Around June 4, it appeared that the worst of the selling was behind us, and we saw bond prices trying gamely to drift higher (lower rates). Everyone waited breathlessly for the announcement following the Fed’s two-day meeting. Most of us had a certain amount of confidence that Bernanke would make his usual non-announcement, and that with less uncertainty about what the Fed would do, bonds would recover.

Nope. Once Gentle Ben started his press conference at 2:30 EDT yesterday, the markets started selling off—stocks AND bonds, sending prices into the basement. This is unusual, as stocks and bonds typically move in opposite directions. By the end of the day, the MBS had dropped by over 100 points (about .25% in rate increase). This morning, there was more selling and even lower bond prices, but the market has already recovered most of those early losses. We are close to where we ended up yesterday, with rates about where they were in 2011.

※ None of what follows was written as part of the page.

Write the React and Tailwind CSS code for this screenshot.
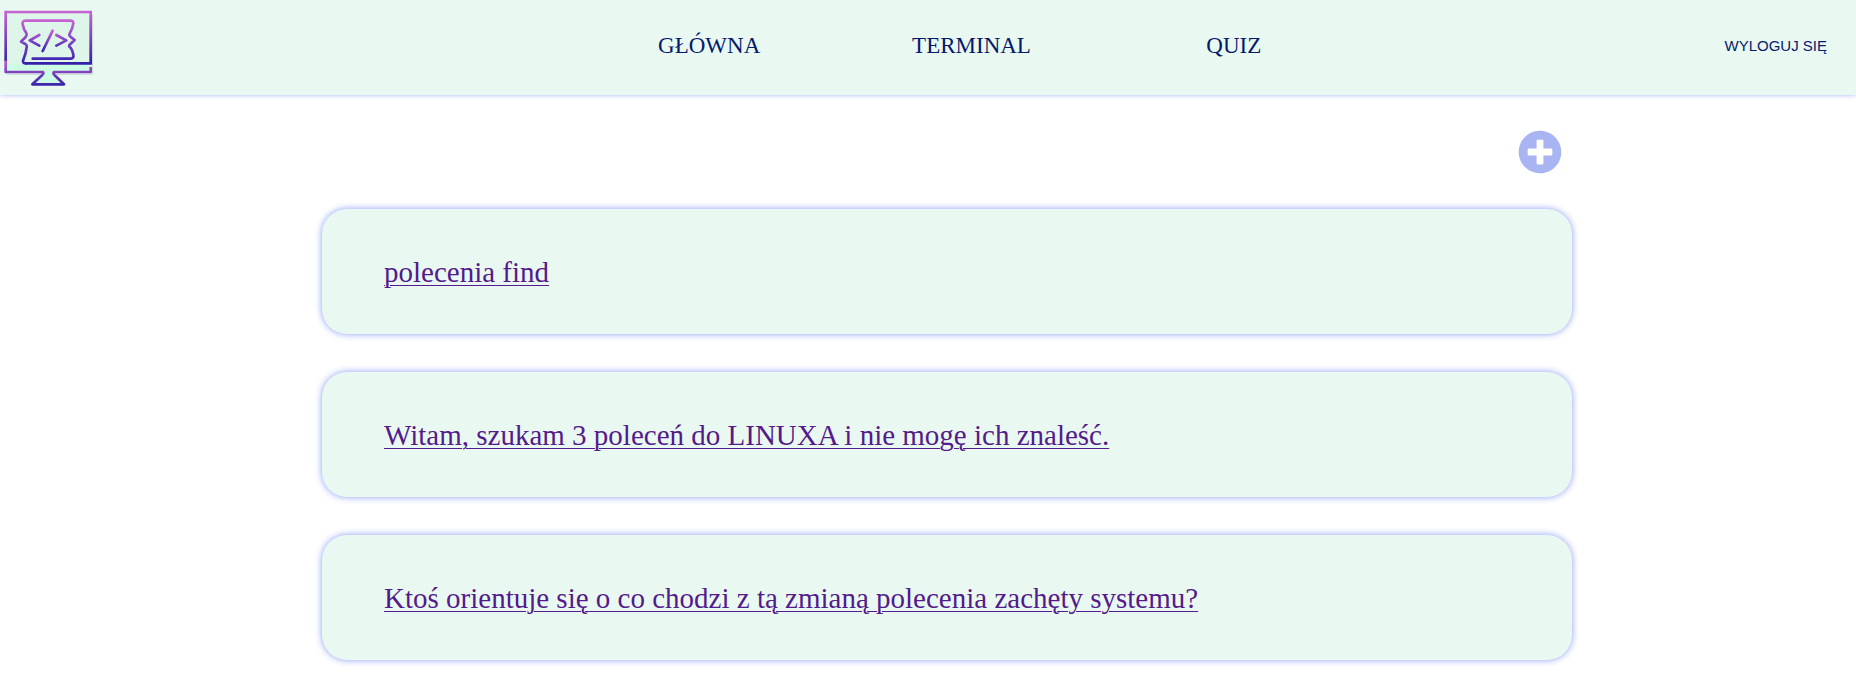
import { FaPlusCircle } from 'react-icons/fa';

const links = ['GŁÓWNA', 'TERMINAL', 'QUIZ'];

const posts = [
  'polecenia find',
  'Witam, szukam 3 poleceń do LINUXA i nie mogę ich znaleść.',
  'Ktoś orientuje się o co chodzi z tą zmianą polecenia zachęty systemu?',
];

function Logo() {
  return (
    <svg viewBox="0 0 288 270" className="h-[90px] w-24" fill="none" aria-hidden="true">
      <defs>
        <linearGradient id="frame" gradientUnits="userSpaceOnUse" x1="0" y1="34" x2="0" y2="190">
          <stop offset="0" stopColor="#c763d4" />
          <stop offset="1" stopColor="#3420a8" />
        </linearGradient>
        <linearGradient id="base" gradientUnits="userSpaceOnUse" x1="0" y1="184" x2="0" y2="256">
          <stop offset="0" stopColor="#b85bd0" />
          <stop offset="1" stopColor="#3a22aa" />
        </linearGradient>
        <linearGradient id="scroll" gradientUnits="userSpaceOnUse" x1="0" y1="60" x2="0" y2="192">
          <stop offset="0" stopColor="#c763d4" />
          <stop offset="1" stopColor="#3420b4" />
        </linearGradient>
        <linearGradient id="code" gradientUnits="userSpaceOnUse" x1="0" y1="90" x2="0" y2="156">
          <stop offset="0" stopColor="#c763d4" />
          <stop offset="1" stopColor="#3420b4" />
        </linearGradient>
      </defs>
      <path d="M20 223 H278 V44" stroke="#c9d6d0" strokeWidth="3" />
      <path d="M17 36 H272 V216 H17 Z" fill="#def5ea" />
      <path d="M20 192 H270 V214 H20 Z M130 214 H160 L190 250 H98 Z" fill="#ccfde4" />
      <path d="M17 184 V36 H272 V190 H76" stroke="url(#frame)" strokeWidth="8" />
      <path d="M17 182 V216 H129 Q132 221 126 226 L97 253 H192 L164 226 Q158 220 162 216 H272 V201" stroke="url(#base)" strokeWidth="8" strokeLinejoin="round" />
      <path d="M98 176 H212 Q222 175 220 164 Q216 145 208 140 Q206 136 211 132 L224 120 L211 110 Q206 105 209 101 Q217 88 220 70 Q220 62 211 62 H76 Q66 63 68 73 Q71 90 79 99 Q82 105 77 111 L63 125 L76 132 Q82 136 80 142 Q78 160 69 182 Q68 190 78 190" stroke="url(#scroll)" strokeWidth="8" strokeLinecap="round" strokeLinejoin="round" />
      <path d="M118 105 L89 121 L118 137 M158 92 L128 153 M169 105 L199 121 L169 137" stroke="url(#code)" strokeWidth="8" strokeLinecap="round" strokeLinejoin="round" />
    </svg>
  );
}

export default function App() {
  return (
    <div className="min-h-screen bg-white font-['Liberation_Serif',serif]">
      <header className="grid grid-cols-[578fr_787fr_491fr] items-center bg-[#e9f9f2] pb-[5px] shadow-[0_0_5px_#a9b5f5]">
        <a href="#start" aria-label="Start" className="justify-self-start">
          <Logo />
        </a>
        <nav className="grid grid-cols-3 pt-0.5 text-center text-[23px] text-[#061a6b]">
          {links.map((label) => (
            <a key={label} href={`#${label.toLowerCase()}`}>
              {label}
            </a>
          ))}
        </nav>
        <button
          type="button"
          className="mr-[29px] justify-self-end pt-0.5 font-['Liberation_Sans',sans-serif] text-[15px] text-[#061a6b]"
        >
          WYLOGUJ SIĘ
        </button>
      </header>

      <main className="ml-[17.35%] w-[67.35%] pt-[35px] pb-5">
        <div className="mb-[35px] flex justify-end pr-2.5">
          <button type="button" aria-label="Dodaj" className="text-[#a9b5f3]">
            <FaPlusCircle className="size-11" />
          </button>
        </div>
        <ul className="flex flex-col gap-[38px]">
          {posts.map((title, i) => (
            <li
              key={title}
              className="flex h-[125px] items-center rounded-[25px] bg-[#e9f9f2] px-[62px] pt-0.5 text-[29px] shadow-[0_0_7px_#8c9cf5]"
            >
              <a
                href={`#post-${i + 1}`}
                className="text-[#551a8b] underline decoration-1 underline-offset-3"
              >
                {title}
              </a>
            </li>
          ))}
        </ul>
      </main>
    </div>
  );
}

What horrible, fearsome things did Mr. Bernanke say to put the market into such a tailspin? Just that the Fed will begin “tapering” their $85 billion monthly bond purchases when they see the unemployment rate reach 6.5% (we are now at 7.6%) and inflation hits 2.5%. He also tried to reassure the market by stating—again—that the Federal Reserve is fully prepared to hold onto all these bonds, some $4 trillion worth—until maturity, rather than dumping them.

None of this gave comfort to a skittish market, however, and investors unloaded both stocks and bonds in a seeming panic.

What about the outlook for rates now? First, if you are a homeowner thinking of refinancing, you should NOT wait for a sub-4% rate. Not gonna happen. If you can save enough money today with a refinance to justify the modest cost, do it now with whatever the best rate is today. Bird in the hand, know what I mean?

If you are an aspiring homeowner, you should step up your efforts to find a home, get an offer accepted and lock a rate. Affordability is still very attractive, but prices are rising fast. Now is definitely the time to nail down a purchase before prices get any higher. Being a buyer is challenging today, but you can succeed in this market. You should start by reading Competing with Cash Buyers-The Word is Out, A Risky (But Effective) Purchase Strategy and Secrets of Successful Buyers.

Above all, don’t freak out, just because rates have returned to where they were two years ago. They are still well below 5%, a rate that was unimaginable just three or four years ago.